CSS Z-index

The z-index property is used to move elements along the z-axis, i.e. in or out of view. It is used to specify the order of elements when they overlap. The z-index only works on positioned elements (position: absolute, relative, fixed, or sticky) and flex items (elements that are direct children of display: flex elements).

The z-index property can be specified using the keyword auto or as an <integer>.

1. Auto

The box creates no new local stacking context. In the current stacking context, the generated box has a stack level of 0.

2. Integer

In the current stacking context, this <integer> represents the stack level of the generated box. In addition, the box creates a local stacking context. This means that the z-indices of descendants are not compared to the z-indices of elements other than this one.





z-index is a CSS property that controls the stacking order of elements. It only works on positioned elements (elements with a position value other than static). The z-index property sets the stack order of a positioned element and its descendants or flex items. An element with a higher z-index value will appear on top of an element with a lower z-index value. If two elements have the same z-index, the element that comes later in the HTML source order is placed on top. You can use positive or negative integer values to set the z-index property.
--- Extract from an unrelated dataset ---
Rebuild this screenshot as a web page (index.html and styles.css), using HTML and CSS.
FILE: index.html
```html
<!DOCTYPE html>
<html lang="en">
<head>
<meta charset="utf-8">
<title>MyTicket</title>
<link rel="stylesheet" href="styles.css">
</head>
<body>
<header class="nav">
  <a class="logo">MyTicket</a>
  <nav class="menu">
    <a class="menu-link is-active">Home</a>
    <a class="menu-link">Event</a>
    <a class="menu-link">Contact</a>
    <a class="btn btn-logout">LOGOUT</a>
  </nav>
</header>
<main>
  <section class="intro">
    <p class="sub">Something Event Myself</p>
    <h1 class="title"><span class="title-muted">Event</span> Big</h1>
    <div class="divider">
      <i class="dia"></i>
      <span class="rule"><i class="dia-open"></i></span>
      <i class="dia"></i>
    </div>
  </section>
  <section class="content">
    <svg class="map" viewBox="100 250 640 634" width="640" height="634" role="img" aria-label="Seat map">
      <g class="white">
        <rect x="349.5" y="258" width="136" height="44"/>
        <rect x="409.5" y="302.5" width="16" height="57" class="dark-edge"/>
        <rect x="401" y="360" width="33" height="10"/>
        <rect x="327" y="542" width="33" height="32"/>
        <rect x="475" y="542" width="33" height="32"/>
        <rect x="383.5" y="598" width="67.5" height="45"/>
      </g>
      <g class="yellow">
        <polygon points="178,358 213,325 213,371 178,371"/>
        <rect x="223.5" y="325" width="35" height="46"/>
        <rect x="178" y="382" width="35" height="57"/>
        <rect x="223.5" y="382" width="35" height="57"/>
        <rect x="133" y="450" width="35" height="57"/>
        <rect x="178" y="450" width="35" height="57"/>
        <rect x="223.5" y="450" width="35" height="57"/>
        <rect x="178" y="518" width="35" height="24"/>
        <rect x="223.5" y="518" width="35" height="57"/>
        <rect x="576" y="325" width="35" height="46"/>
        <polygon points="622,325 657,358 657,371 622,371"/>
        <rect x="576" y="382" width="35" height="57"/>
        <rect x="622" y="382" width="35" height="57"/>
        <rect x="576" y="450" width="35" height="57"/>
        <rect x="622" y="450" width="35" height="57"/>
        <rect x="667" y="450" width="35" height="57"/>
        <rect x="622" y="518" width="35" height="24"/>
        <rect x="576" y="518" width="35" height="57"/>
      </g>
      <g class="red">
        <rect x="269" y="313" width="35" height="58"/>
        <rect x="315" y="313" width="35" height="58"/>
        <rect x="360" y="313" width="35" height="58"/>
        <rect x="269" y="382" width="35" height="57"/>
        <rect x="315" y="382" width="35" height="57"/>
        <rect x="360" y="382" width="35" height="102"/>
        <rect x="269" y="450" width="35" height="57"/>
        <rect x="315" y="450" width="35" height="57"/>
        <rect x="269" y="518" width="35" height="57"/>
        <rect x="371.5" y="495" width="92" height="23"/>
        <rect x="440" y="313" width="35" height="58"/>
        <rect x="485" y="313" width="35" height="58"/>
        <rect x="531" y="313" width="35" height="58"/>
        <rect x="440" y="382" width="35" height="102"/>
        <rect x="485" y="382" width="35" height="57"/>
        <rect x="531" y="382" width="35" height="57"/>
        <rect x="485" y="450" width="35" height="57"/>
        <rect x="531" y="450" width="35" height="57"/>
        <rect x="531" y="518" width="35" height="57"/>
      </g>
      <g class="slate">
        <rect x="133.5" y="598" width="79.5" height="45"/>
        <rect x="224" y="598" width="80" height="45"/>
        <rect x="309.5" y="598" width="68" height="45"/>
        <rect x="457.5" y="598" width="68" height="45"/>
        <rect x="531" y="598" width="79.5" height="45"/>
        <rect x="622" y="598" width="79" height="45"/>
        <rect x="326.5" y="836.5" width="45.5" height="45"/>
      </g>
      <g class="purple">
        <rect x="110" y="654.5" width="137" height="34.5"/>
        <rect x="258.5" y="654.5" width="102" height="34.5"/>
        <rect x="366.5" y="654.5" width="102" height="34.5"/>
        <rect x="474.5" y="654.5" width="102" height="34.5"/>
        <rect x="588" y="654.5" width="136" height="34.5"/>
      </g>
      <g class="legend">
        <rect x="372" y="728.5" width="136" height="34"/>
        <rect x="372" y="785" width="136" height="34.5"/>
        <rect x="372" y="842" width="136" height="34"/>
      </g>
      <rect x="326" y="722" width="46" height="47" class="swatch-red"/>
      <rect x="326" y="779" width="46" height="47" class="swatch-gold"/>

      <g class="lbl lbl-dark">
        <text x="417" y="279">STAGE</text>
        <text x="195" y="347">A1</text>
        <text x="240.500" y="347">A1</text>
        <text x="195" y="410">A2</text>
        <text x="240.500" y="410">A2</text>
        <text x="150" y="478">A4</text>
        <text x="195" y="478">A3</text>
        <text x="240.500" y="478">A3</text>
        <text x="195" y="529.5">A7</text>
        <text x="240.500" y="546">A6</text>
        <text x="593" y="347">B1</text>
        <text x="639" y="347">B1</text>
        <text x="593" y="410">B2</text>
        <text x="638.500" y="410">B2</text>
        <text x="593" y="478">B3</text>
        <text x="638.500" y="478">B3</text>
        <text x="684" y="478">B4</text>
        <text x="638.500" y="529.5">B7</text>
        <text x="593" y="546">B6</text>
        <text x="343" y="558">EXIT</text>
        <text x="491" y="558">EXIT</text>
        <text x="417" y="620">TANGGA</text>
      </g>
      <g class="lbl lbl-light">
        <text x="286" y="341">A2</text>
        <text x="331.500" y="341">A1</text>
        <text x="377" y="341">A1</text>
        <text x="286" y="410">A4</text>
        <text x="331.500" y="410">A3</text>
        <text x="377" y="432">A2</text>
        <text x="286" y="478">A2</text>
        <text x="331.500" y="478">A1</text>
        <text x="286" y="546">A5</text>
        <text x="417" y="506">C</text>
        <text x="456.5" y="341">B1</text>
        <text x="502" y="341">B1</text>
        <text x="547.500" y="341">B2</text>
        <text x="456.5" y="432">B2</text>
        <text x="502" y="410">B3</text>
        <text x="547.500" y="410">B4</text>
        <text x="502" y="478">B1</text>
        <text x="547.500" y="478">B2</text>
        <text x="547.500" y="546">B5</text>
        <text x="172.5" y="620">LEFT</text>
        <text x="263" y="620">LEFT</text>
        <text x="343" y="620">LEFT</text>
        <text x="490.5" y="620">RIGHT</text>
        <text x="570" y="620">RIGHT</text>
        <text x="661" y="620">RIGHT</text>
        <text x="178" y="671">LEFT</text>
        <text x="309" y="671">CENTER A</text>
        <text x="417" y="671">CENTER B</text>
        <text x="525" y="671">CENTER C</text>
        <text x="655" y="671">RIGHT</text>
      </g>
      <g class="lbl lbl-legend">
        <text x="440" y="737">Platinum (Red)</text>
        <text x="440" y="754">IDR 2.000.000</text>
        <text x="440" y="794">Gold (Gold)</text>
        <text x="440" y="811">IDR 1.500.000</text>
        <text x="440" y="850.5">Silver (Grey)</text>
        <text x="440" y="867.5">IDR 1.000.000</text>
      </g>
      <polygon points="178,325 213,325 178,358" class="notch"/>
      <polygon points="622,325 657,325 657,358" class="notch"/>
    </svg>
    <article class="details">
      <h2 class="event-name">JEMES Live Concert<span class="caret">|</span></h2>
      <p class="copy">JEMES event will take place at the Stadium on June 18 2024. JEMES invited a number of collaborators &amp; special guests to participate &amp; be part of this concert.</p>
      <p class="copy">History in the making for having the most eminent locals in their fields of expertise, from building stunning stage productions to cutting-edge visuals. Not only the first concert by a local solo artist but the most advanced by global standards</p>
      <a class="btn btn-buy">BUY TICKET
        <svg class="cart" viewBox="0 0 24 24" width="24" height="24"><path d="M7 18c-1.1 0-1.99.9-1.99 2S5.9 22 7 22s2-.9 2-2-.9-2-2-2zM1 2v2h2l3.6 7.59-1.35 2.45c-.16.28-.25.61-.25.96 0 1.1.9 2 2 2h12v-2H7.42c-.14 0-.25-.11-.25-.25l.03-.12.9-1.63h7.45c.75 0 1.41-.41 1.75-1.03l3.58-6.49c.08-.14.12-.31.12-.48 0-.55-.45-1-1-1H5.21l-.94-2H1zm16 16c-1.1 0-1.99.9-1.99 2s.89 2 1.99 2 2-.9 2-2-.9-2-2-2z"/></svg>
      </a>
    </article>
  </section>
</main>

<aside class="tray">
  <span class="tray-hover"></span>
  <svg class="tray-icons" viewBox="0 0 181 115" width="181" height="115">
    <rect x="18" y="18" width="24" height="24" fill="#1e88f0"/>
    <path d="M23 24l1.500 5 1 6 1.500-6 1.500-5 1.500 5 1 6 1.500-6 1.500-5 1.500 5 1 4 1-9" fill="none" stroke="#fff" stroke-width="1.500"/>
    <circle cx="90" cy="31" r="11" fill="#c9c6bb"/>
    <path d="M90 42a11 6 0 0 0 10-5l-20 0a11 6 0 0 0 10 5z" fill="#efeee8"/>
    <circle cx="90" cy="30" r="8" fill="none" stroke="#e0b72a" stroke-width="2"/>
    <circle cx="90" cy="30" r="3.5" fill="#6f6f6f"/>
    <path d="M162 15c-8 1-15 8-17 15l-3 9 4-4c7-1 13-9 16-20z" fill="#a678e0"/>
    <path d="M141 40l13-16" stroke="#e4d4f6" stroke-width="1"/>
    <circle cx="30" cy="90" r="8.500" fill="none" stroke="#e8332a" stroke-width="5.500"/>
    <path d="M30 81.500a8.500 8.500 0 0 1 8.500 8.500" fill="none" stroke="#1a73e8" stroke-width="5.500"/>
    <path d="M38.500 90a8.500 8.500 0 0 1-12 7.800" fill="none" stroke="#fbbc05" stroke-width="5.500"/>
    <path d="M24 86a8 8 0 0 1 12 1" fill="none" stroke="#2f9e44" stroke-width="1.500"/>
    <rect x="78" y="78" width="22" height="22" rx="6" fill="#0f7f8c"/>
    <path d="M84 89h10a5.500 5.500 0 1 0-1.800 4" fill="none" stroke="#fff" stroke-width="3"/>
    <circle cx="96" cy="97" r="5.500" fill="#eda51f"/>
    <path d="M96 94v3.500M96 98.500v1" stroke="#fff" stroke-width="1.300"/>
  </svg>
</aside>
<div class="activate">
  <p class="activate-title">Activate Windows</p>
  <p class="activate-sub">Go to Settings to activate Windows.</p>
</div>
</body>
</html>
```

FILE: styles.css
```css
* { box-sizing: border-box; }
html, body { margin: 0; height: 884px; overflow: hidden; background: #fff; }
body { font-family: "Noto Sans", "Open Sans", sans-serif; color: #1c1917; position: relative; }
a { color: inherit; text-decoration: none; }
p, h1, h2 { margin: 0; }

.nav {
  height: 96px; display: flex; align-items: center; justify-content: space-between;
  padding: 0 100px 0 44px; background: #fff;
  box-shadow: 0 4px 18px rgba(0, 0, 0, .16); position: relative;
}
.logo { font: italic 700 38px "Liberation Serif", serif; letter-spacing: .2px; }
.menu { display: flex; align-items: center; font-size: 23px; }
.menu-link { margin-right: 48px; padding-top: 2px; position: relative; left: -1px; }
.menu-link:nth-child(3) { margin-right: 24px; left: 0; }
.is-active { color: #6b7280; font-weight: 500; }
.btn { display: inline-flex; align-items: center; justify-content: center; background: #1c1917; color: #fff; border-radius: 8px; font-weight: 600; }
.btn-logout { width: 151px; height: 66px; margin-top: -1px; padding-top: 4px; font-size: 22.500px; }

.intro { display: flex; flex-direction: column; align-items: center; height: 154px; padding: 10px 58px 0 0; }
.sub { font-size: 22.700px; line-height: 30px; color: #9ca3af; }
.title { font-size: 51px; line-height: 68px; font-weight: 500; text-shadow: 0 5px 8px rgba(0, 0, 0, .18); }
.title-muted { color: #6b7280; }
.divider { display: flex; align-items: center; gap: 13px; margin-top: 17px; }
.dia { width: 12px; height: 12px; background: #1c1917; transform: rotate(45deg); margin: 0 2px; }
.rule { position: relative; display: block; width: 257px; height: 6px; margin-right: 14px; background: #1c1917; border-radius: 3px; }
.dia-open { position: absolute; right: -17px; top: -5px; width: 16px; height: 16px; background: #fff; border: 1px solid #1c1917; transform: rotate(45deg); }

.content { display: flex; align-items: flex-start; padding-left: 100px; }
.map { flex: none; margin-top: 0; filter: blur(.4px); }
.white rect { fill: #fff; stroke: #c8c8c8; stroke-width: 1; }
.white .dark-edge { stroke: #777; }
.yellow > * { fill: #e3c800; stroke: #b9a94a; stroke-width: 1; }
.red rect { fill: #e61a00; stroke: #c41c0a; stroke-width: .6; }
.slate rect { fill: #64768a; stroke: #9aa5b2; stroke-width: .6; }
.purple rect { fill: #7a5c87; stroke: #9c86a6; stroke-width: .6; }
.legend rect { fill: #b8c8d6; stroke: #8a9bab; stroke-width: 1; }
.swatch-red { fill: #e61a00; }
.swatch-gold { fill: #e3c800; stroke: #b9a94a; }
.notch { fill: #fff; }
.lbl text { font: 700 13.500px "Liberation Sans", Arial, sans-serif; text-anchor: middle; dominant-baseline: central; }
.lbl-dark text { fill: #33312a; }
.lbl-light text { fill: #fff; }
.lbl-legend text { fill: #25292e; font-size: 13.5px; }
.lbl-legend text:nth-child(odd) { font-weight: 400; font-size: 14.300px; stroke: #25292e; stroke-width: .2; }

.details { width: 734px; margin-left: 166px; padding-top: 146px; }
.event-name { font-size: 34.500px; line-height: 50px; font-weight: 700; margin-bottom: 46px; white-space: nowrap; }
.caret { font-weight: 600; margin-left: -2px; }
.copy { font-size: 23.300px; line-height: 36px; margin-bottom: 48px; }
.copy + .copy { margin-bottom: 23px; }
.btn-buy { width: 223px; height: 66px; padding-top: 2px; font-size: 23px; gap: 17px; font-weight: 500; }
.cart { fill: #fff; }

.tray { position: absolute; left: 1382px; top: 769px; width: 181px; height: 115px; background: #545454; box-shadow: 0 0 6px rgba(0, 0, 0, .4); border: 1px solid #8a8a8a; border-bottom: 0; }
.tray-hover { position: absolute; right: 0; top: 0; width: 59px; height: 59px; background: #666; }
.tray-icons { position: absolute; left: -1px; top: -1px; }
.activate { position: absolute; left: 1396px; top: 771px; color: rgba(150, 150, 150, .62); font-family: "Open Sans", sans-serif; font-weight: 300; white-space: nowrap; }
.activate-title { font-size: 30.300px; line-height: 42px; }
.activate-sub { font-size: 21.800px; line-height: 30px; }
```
In CSS, the z-index property controls the stacking order of elements on a web page. Its maximum value is 2147483647. This value is the maximum integer value that can be represented in 32 bits, which is the limit of the z-index property. If you set a z-index value higher than this number, the browser will ignore it and treat it as the maximum value. It's important to note that using a high z-index value can cause stacking context and layout issues, so it's important to use it judiciously.

Debugging z-index issues in CSS can be challenging, but there are a few strategies you can use. First, use a browser's developer tools to inspect the elements and their z-index values. This can help you identify any conflicts or unexpected behavior. Second, try adjusting the z-index values of the conflicting elements to see if that resolves the issue. Finally, consider restructuring your HTML and CSS to avoid complex nesting and overlapping, which can cause z-index issues.